Below is a listing; write it out exactly and drop any images from it.

##### Given data #####

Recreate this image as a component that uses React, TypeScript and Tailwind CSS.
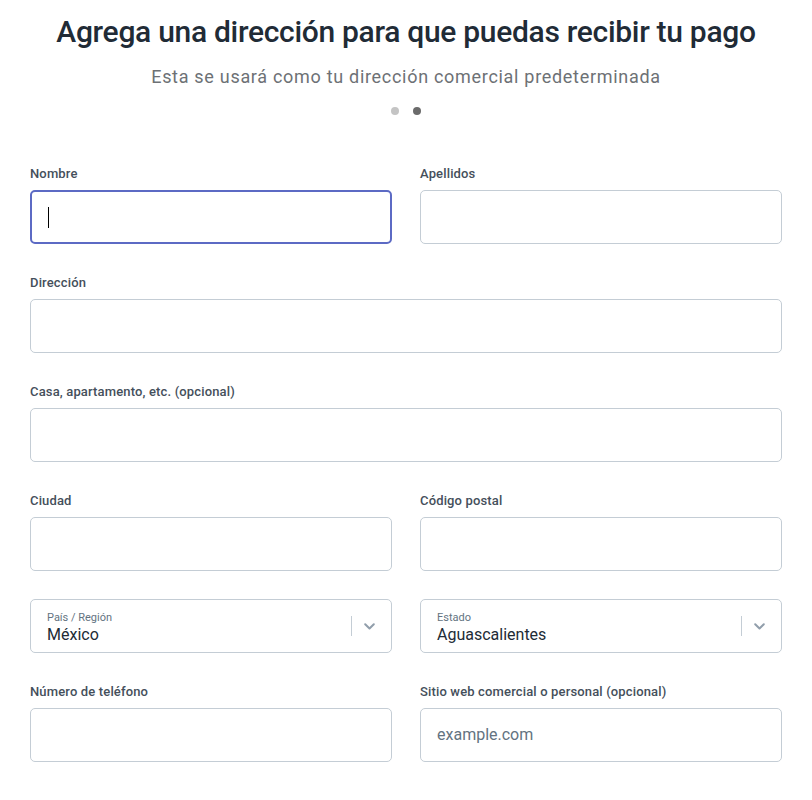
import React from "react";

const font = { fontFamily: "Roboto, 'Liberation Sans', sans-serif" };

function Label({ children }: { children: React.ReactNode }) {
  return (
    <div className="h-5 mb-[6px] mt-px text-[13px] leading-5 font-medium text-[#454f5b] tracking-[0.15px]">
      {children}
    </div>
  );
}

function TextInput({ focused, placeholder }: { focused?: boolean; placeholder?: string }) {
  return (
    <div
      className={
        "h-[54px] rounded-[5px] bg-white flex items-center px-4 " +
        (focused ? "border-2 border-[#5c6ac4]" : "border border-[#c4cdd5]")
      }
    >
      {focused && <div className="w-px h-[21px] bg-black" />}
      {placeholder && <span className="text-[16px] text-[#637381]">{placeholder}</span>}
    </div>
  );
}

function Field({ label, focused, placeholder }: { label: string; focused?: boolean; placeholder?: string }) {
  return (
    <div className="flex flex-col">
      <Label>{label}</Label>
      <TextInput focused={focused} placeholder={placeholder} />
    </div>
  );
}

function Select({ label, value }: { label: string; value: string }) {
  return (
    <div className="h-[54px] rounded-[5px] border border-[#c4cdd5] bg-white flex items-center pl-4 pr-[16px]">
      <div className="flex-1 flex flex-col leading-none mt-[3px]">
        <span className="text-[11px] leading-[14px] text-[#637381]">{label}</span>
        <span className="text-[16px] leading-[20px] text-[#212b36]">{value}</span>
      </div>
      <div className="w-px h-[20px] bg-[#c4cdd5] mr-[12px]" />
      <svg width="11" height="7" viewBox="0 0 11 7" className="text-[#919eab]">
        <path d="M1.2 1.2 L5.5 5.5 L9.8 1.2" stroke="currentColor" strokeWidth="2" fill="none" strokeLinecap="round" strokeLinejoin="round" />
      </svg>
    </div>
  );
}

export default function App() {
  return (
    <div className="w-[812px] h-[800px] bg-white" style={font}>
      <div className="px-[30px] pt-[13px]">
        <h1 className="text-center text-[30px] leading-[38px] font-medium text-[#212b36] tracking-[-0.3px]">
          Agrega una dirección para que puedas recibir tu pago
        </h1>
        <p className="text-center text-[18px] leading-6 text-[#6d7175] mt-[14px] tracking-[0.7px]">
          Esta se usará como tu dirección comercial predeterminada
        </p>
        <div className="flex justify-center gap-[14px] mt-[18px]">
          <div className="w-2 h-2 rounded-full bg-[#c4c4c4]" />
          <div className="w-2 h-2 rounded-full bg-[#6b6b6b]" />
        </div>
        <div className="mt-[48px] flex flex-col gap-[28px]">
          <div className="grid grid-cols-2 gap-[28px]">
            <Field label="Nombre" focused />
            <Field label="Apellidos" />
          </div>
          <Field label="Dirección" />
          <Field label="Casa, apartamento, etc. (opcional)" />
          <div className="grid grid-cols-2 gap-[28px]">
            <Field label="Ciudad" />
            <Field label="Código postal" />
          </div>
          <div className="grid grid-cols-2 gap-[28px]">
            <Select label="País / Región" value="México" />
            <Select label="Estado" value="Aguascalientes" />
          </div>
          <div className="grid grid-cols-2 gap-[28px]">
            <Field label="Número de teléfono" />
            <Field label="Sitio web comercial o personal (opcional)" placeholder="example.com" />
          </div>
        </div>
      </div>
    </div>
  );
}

#####

### Solution for this exercise
Recreate this image as a component that uses React, TypeScript and Tailwind CSS.
import React from "react";

const font = { fontFamily: "Roboto, 'Liberation Sans', sans-serif" };

function Label({ children }: { children: React.ReactNode }) {
  return (
    <div className="h-5 mb-[6px] mt-px text-[13px] leading-5 font-medium text-[#454f5b] tracking-[0.15px]">
      {children}
    </div>
  );
}

function TextInput({ focused, placeholder }: { focused?: boolean; placeholder?: string }) {
  return (
    <div
      className={
        "h-[54px] rounded-[5px] bg-white flex items-center px-4 " +
        (focused ? "border-2 border-[#5c6ac4]" : "border border-[#c4cdd5]")
      }
    >
      {focused && <div className="w-px h-[21px] bg-black" />}
      {placeholder && <span className="text-[16px] text-[#637381]">{placeholder}</span>}
    </div>
  );
}

function Field({ label, focused, placeholder }: { label: string; focused?: boolean; placeholder?: string }) {
  return (
    <div className="flex flex-col">
      <Label>{label}</Label>
      <TextInput focused={focused} placeholder={placeholder} />
    </div>
  );
}

function Select({ label, value }: { label: string; value: string }) {
  return (
    <div className="h-[54px] rounded-[5px] border border-[#c4cdd5] bg-white flex items-center pl-4 pr-[16px]">
      <div className="flex-1 flex flex-col leading-none mt-[3px]">
        <span className="text-[11px] leading-[14px] text-[#637381]">{label}</span>
        <span className="text-[16px] leading-[20px] text-[#212b36]">{value}</span>
      </div>
      <div className="w-px h-[20px] bg-[#c4cdd5] mr-[12px]" />
      <svg width="11" height="7" viewBox="0 0 11 7" className="text-[#919eab]">
        <path d="M1.2 1.2 L5.5 5.5 L9.8 1.2" stroke="currentColor" strokeWidth="2" fill="none" strokeLinecap="round" strokeLinejoin="round" />
      </svg>
    </div>
  );
}

export default function App() {
  return (
    <div className="w-[812px] h-[800px] bg-white" style={font}>
      <div className="px-[30px] pt-[13px]">
        <h1 className="text-center text-[30px] leading-[38px] font-medium text-[#212b36] tracking-[-0.3px]">
          Agrega una dirección para que puedas recibir tu pago
        </h1>
        <p className="text-center text-[18px] leading-6 text-[#6d7175] mt-[14px] tracking-[0.7px]">
          Esta se usará como tu dirección comercial predeterminada
        </p>
        <div className="flex justify-center gap-[14px] mt-[18px]">
          <div className="w-2 h-2 rounded-full bg-[#c4c4c4]" />
          <div className="w-2 h-2 rounded-full bg-[#6b6b6b]" />
        </div>
        <div className="mt-[48px] flex flex-col gap-[28px]">
          <div className="grid grid-cols-2 gap-[28px]">
            <Field label="Nombre" focused />
            <Field label="Apellidos" />
          </div>
          <Field label="Dirección" />
          <Field label="Casa, apartamento, etc. (opcional)" />
          <div className="grid grid-cols-2 gap-[28px]">
            <Field label="Ciudad" />
            <Field label="Código postal" />
          </div>
          <div className="grid grid-cols-2 gap-[28px]">
            <Select label="País / Región" value="México" />
            <Select label="Estado" value="Aguascalientes" />
          </div>
          <div className="grid grid-cols-2 gap-[28px]">
            <Field label="Número de teléfono" />
            <Field label="Sitio web comercial o personal (opcional)" placeholder="example.com" />
          </div>
        </div>
      </div>
    </div>
  );
}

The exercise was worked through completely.